5. to improve the understanding of technology, its appropriate application, and potential consequences

The initial goal of this project was to improve on both the current keyboard and mouse interface. We felt that the potential consequences of long term usage of the keyboards and mouse we have now had too high a price to pay - pretty much everyone who use keyboards and mice for many years will develop some sort of tendonitis or Carpal Tunnel Syndrome. By designing this project, putting up our report on the ECE476 website, we hope to show people, at least the people in our class, the possible health risks of using the current keyboards and mice and what options are available to use non-traditional products to avoid these health problems - such as bosswave's ring mouse or maybe even a product similar to ours if it is ever made.

7. to seek, accept, and offer honest criticism of technical work, to acknowledge and correct errors, and to credit properly the contributions of others

The whole idea of a graded project, with weekly progress reports being emailed to the TA's envelops our project in this code of ethics point. While we work in the lab, we constantly confer with TAs and other students to get feedback on how we can improve our project and, very often, we ask for help when we get stuck on certain portions of the project.

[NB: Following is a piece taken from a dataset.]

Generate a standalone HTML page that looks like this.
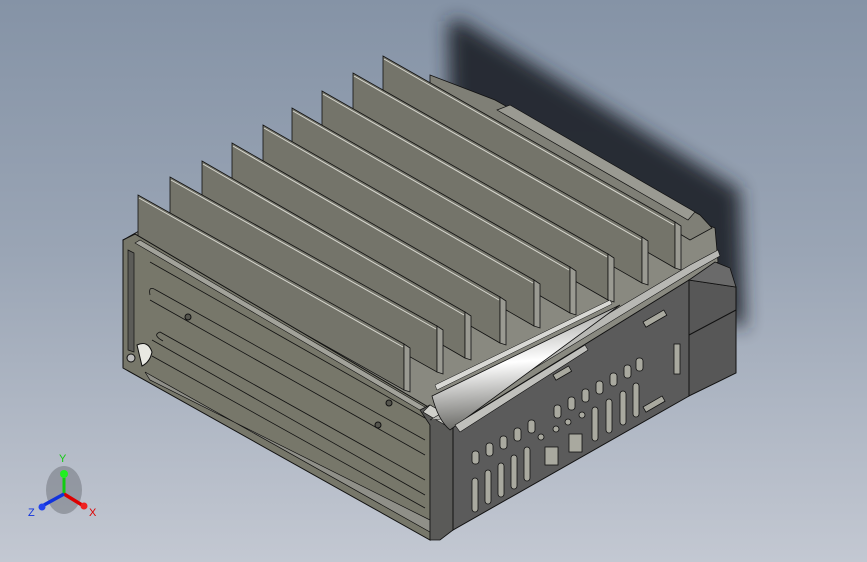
<!DOCTYPE html>
<html><head><meta charset="utf-8"><style>
html,body{margin:0;padding:0;width:867px;height:562px;overflow:hidden}
body{background:linear-gradient(180deg,#8593a6 0%,#9aa5b5 45%,#c3c8d2 100%)}
svg{position:absolute;left:0;top:0}
</style></head><body>
<svg width="867" height="562" viewBox="0 0 867 562" xmlns="http://www.w3.org/2000/svg">
<defs>
<filter id="bl" x="-20%" y="-20%" width="140%" height="140%"><feGaussianBlur stdDeviation="9"/></filter>
<linearGradient id="cone" x1="0" y1="0" x2="0.12" y2="1">
<stop offset="0" stop-color="#8a8a86"/><stop offset="0.5" stop-color="#ffffff"/><stop offset="1" stop-color="#6a6a66"/></linearGradient>
</defs>
<polygon points="448,22 460,20 740,190 745,330 690,300 450,120" fill="#23262d" filter="url(#bl)" opacity="0.95"/>
<polygon points="123,240 385,92 715,228 718,262 690,280 453,426 430,425" fill="#898980" stroke="#111" stroke-width="0.8"/>
<polygon points="430,75 495,100 700,215 712,228 690,240 640,210 430,90" fill="#7f7f76" stroke="#111" stroke-width="0.8"/>
<polygon points="497,110 510,105 695,212 688,220" fill="#9a9a92" stroke="#111" stroke-width="0.7"/>
<g stroke="#111" stroke-width="0.8">
<polygon points="383,56 675,222 675,268 383,100" fill="#74746a"/><polygon points="675,222 681,226 681,270 675,268" fill="#9a9a92"/>
<polygon points="353,73 642,237 642,283 353,118" fill="#74746a"/><polygon points="642,237 648,241 648,285 642,283" fill="#9a9a92"/>
<polygon points="322,91 608,254 608,300 322,136" fill="#74746a"/><polygon points="608,254 614,258 614,302 608,300" fill="#9a9a92"/>
<polygon points="292,108 570,267 570,313 292,153" fill="#74746a"/><polygon points="570,267 576,271 576,315 570,313" fill="#9a9a92"/>
<polygon points="263,125 534,280 534,326 263,170" fill="#74746a"/><polygon points="534,280 540,284 540,328 534,326" fill="#9a9a92"/>
<polygon points="232,143 500,297 500,343 232,188" fill="#74746a"/><polygon points="500,297 506,301 506,345 500,343" fill="#9a9a92"/>
<polygon points="202,161 465,312 465,358 202,206" fill="#74746a"/><polygon points="465,312 471,316 471,360 465,358" fill="#9a9a92"/>
<polygon points="170,177 437,326 437,372 170,222" fill="#74746a"/><polygon points="437,326 443,330 443,374 437,372" fill="#9a9a92"/>
<polygon points="138,195 404,344 404,390 138,240" fill="#74746a"/><polygon points="404,344 410,348 410,392 404,390" fill="#9a9a92"/>
</g>
<g stroke="#d8d8d0" stroke-width="1">
<line x1="384" y1="59" x2="674" y2="225"/><line x1="354" y1="76" x2="641" y2="240"/><line x1="323" y1="94" x2="607" y2="257"/>
<line x1="293" y1="111" x2="569" y2="270"/><line x1="264" y1="128" x2="533" y2="283"/><line x1="233" y1="146" x2="499" y2="300"/>
<line x1="203" y1="164" x2="464" y2="315"/><line x1="171" y1="180" x2="436" y2="329"/><line x1="139" y1="198" x2="403" y2="347"/>
</g>
<polygon points="123,240 135,234 430,408 430,540 123,368" fill="#77776a" stroke="#111" stroke-width="1"/>
<polygon points="128,250 134,253 134,352 128,350" fill="#5c5c58" stroke="#111" stroke-width="0.7"/>
<polygon points="150,380 430,520 430,532 145,372" fill="#8f8f88" stroke="#111" stroke-width="0.7"/>
<polygon points="140,240 430,410 430,416 135,243" fill="#a2a29a" stroke="#111" stroke-width="0.6"/>
<g stroke="#111" stroke-width="0.8" fill="none">
<path d="M150,262 L425,418"/><path d="M150,300 L425,455"/><path d="M152,340 L425,495"/><path d="M152,356 L425,508"/>
<path d="M150,295 Q148,285 156,290 L425,440"/><path d="M163,341 Q152,335 160,332 L425,480"/>
</g>
<circle cx="188" cy="317" r="3" fill="#55554e" stroke="#111"/><circle cx="378" cy="425" r="3" fill="#55554e" stroke="#111"/>
<circle cx="389" cy="403" r="3" fill="#55554e" stroke="#111"/>
<path d="M137,345 Q148,340 152,352 Q150,362 142,366 Z" fill="#e8e8e2" stroke="#111"/><circle cx="131" cy="358" r="4" fill="#bbb" stroke="#111"/>
<polygon points="420,410 430,405 453,420 453,530 440,540 430,540 430,425" fill="#5a5a58" stroke="#111" stroke-width="0.8"/>
<polygon points="430,405 453,418 445,425 423,412" fill="#cfcfca" stroke="#111" stroke-width="0.7"/>
<polygon points="453,426 689,280 689,396 453,530" fill="#5b5b5b" stroke="#111" stroke-width="1"/>
<polygon points="689,280 736,287 736,373 689,396" fill="#575757" stroke="#111" stroke-width="1"/>
<polygon points="689,280 715,262 730,268 736,287" fill="#6a6a6a" stroke="#111" stroke-width="0.8"/>
<line x1="689" y1="335" x2="736" y2="310" stroke="#111"/>
<polygon points="430,420 690,265 718,250 720,256 692,272 453,418" fill="#b8b8b4" stroke="#111" stroke-width="0.6"/>
<!-- narrow cone -->
<path d="M432,396 L620,305 L450,430 Q438,420 432,396 Z" fill="url(#cone)" stroke="#111" stroke-width="0.8"/>
<path d="M455,425 L585,345 L588,350 L460,432 Z" fill="#c0c0bc" stroke="#111" stroke-width="0.6"/>
<path d="M435,385 L610,300 L612,304 L437,390 Z" fill="#d8d8d4" stroke="#111" stroke-width="0.5"/>
<g fill="#a9a99f" stroke="#111" stroke-width="0.8">
<rect x="643" y="322" width="24" height="6" transform="rotate(-30 643 322)"/>
<rect x="674" y="344" width="6" height="30"/>
<rect x="643" y="407" width="22" height="6" transform="rotate(-30 643 407)"/>
<rect x="553" y="375" width="18" height="6" transform="rotate(-30 553 375)"/>
<rect x="472" y="451" width="7" height="13" rx="3"/><rect x="486" y="443" width="7" height="13" rx="3"/>
<rect x="500" y="436" width="7" height="13" rx="3"/><rect x="514" y="428" width="7" height="13" rx="3"/>
<rect x="528" y="420" width="7" height="13" rx="3"/><rect x="554" y="405" width="7" height="13" rx="3"/>
<rect x="568" y="397" width="7" height="13" rx="3"/><rect x="582" y="389" width="7" height="13" rx="3"/>
<rect x="596" y="381" width="7" height="13" rx="3"/><rect x="610" y="373" width="7" height="13" rx="3"/>
<rect x="624" y="365" width="7" height="13" rx="3"/><rect x="636" y="358" width="7" height="13" rx="3"/>
<rect x="472" y="478" width="6" height="34" rx="3"/><rect x="485" y="470" width="6" height="34" rx="3"/>
<rect x="498" y="463" width="6" height="34" rx="3"/><rect x="511" y="455" width="6" height="34" rx="3"/>
<rect x="524" y="447" width="6" height="34" rx="3"/>
<rect x="592" y="407" width="6" height="34" rx="3"/><rect x="606" y="399" width="6" height="34" rx="3"/>
<rect x="620" y="391" width="6" height="34" rx="3"/><rect x="633" y="383" width="6" height="34" rx="3"/>
<rect x="545" y="447" width="13" height="18"/><rect x="569" y="434" width="13" height="18"/>
<circle cx="541" cy="437" r="3"/><circle cx="556" cy="429" r="3"/><circle cx="568" cy="422" r="3"/><circle cx="582" cy="415" r="3"/>
</g>
<ellipse cx="64" cy="490" rx="18" ry="24" fill="#6c7078" opacity="0.5"/>
<path d="M64,478 L64,494" stroke="#1c1" stroke-width="3"/><circle cx="64" cy="474" r="4" fill="#2e2"/>
<path d="M64,494 L82,505" stroke="#d00" stroke-width="3.5"/><circle cx="84" cy="506" r="3.5" fill="#e22"/>
<path d="M64,494 L44,505" stroke="#13d" stroke-width="3.5"/><circle cx="42" cy="507" r="3.5" fill="#24e"/>
<text x="59" y="462" font-family="Liberation Sans,sans-serif" font-size="11" fill="#1c1">Y</text>
<text x="89" y="516" font-family="Liberation Sans,sans-serif" font-size="11" fill="#d00">X</text>
<text x="28" y="516" font-family="Liberation Sans,sans-serif" font-size="11" fill="#13d">Z</text>
</svg>
</body></html>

9. to avoid injuring others, their property, reputation, or employment by false or malicious action

Although there have been some proposals to have a special “secret“ button that you can push and the user would get a small jolt of electricity, we refused to implement such an “easter egg“ in our project. We do not believe our product will injure its users, they may feel an amount of discomfort in the beginning as they get used to the new interaction method, but once they get used to it (as we did while we tested our product), it feels a lot easier to use than traditional mice. Furthermore, our project is not destructive - it is not a projectile launcher, or a tazer, etc. It is a passive device - it does not even need a power source (it draws power from the computer itself as normal computer peripherals do).